→ Set problem:
Copy every line of the following data that includes the string "screenshot".

→ Supplied material:
>> BEGIN
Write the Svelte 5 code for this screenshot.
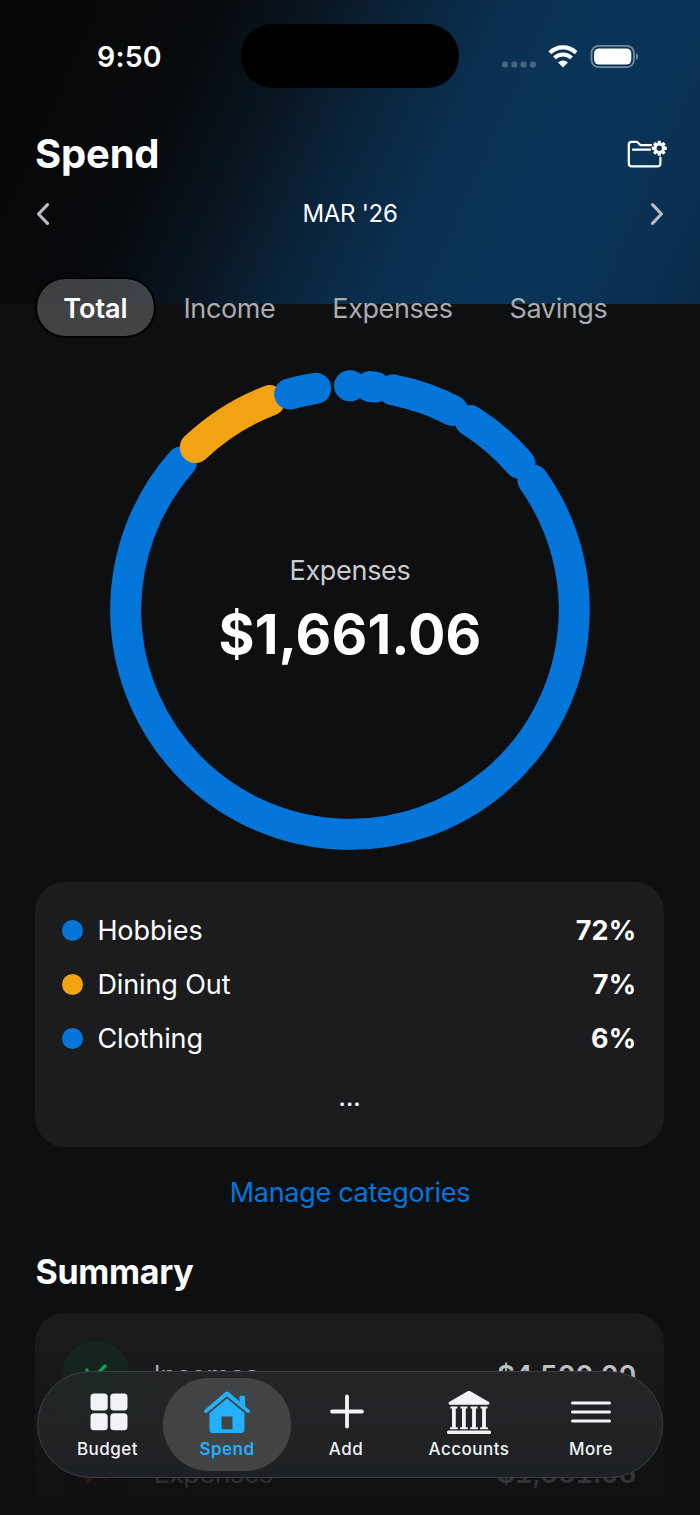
>> END
>> BEGIN
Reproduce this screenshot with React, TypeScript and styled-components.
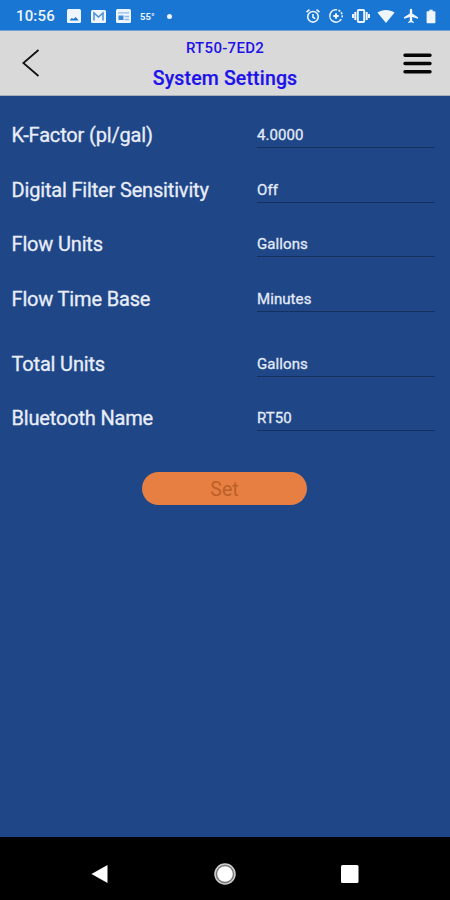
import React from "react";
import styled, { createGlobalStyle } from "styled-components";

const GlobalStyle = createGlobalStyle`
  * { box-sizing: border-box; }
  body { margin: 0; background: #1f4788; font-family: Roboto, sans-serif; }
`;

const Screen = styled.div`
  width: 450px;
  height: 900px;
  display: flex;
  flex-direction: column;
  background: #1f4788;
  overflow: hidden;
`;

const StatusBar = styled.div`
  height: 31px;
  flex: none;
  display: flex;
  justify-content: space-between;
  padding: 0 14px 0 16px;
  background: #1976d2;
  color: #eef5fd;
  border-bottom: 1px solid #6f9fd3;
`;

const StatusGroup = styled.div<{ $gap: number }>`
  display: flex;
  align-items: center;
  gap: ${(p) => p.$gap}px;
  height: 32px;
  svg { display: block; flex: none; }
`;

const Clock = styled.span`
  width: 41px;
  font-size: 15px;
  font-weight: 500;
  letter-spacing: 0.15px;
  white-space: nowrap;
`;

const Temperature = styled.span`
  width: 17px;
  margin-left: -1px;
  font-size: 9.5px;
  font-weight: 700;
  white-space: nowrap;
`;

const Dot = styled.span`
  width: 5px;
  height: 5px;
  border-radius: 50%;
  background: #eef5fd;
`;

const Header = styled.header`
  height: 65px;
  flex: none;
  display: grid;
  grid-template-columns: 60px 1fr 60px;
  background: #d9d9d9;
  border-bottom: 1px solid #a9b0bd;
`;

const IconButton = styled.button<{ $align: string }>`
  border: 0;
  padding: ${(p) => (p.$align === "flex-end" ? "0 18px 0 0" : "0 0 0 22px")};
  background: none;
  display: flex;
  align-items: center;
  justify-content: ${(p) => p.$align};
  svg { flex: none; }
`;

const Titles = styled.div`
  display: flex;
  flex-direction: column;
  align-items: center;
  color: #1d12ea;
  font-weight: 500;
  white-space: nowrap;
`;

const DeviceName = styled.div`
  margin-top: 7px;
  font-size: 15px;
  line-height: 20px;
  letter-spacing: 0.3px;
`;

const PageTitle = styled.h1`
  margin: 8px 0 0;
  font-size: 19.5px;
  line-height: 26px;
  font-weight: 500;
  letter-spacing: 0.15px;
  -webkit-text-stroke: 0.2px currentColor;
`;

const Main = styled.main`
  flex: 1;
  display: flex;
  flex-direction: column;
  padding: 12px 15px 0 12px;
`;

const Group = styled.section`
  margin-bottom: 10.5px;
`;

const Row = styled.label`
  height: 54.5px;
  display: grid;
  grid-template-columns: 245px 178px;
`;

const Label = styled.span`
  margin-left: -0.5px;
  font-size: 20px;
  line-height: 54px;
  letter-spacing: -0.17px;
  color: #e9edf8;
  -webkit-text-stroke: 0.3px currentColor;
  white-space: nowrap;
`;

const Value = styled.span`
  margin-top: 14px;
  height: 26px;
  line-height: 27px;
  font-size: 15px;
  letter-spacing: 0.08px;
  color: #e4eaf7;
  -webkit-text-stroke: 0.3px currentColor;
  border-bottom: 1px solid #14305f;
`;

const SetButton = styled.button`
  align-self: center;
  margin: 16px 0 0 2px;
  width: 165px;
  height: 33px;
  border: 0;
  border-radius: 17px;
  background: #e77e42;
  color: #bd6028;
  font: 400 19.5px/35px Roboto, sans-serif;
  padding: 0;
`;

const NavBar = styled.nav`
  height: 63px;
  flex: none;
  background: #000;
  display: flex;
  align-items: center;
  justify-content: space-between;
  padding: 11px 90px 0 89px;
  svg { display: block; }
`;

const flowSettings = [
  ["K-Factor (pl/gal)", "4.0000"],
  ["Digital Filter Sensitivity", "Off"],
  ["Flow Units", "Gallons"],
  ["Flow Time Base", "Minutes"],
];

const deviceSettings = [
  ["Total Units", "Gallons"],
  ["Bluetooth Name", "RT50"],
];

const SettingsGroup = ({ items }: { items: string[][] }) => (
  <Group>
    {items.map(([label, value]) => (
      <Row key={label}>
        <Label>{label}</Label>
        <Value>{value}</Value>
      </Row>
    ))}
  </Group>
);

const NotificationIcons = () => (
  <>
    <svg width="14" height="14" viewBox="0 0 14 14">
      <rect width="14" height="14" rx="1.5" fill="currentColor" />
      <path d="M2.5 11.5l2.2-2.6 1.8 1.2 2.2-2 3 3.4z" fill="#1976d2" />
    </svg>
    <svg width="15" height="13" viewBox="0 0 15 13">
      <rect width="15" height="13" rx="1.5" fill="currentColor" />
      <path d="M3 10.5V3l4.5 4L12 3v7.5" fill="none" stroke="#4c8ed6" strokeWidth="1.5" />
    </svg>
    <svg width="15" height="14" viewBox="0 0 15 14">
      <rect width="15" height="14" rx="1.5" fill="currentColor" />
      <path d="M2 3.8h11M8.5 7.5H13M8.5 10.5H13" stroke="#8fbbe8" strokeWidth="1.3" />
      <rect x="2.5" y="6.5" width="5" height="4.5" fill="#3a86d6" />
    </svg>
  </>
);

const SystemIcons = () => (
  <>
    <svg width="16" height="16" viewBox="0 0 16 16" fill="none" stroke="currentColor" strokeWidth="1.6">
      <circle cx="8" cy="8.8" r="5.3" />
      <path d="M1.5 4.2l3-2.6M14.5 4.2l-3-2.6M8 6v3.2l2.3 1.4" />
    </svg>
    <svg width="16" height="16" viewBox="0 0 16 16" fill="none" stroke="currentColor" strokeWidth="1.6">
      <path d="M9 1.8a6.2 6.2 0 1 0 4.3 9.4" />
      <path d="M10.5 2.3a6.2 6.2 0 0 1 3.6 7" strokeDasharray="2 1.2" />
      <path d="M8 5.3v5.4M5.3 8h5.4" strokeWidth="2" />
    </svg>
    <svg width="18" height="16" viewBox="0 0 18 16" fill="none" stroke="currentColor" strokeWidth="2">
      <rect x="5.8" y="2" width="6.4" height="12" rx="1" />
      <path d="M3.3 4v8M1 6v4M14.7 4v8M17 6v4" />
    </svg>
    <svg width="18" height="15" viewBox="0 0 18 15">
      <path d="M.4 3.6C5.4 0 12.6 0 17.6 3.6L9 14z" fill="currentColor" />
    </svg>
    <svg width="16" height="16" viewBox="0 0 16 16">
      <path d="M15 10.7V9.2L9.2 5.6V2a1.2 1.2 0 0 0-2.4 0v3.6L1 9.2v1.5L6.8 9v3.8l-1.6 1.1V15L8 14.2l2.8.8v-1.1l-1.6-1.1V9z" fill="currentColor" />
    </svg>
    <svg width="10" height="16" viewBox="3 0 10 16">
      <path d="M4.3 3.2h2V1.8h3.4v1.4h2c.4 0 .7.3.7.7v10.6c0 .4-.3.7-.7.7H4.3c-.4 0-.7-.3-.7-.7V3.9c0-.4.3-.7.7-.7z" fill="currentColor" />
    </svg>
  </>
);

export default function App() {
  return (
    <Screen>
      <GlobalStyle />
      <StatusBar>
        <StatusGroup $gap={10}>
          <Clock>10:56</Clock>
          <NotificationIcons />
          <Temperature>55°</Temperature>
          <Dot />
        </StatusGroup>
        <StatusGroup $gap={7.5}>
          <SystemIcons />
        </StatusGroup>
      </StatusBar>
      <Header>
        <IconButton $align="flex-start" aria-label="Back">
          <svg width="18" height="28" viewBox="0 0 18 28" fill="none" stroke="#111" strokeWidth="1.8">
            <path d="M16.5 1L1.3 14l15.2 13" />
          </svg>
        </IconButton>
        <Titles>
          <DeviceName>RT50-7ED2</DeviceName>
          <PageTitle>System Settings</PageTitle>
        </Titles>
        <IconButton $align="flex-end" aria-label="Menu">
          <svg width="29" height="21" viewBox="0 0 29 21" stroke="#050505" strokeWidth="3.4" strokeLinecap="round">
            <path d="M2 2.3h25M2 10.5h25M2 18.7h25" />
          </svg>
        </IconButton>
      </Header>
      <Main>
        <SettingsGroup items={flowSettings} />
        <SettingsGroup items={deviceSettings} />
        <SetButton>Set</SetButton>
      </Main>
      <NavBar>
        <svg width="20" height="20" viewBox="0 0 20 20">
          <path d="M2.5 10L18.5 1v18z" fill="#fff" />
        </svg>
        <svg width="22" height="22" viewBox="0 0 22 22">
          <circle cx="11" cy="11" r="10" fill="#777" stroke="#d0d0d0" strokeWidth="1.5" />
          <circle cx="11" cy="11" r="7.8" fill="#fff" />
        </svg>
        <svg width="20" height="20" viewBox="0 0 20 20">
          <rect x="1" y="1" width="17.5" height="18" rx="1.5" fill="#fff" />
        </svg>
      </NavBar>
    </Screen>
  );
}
>> END
→ Response below:
Write the Svelte 5 code for this screenshot.
Reproduce this screenshot with React, TypeScript and styled-components.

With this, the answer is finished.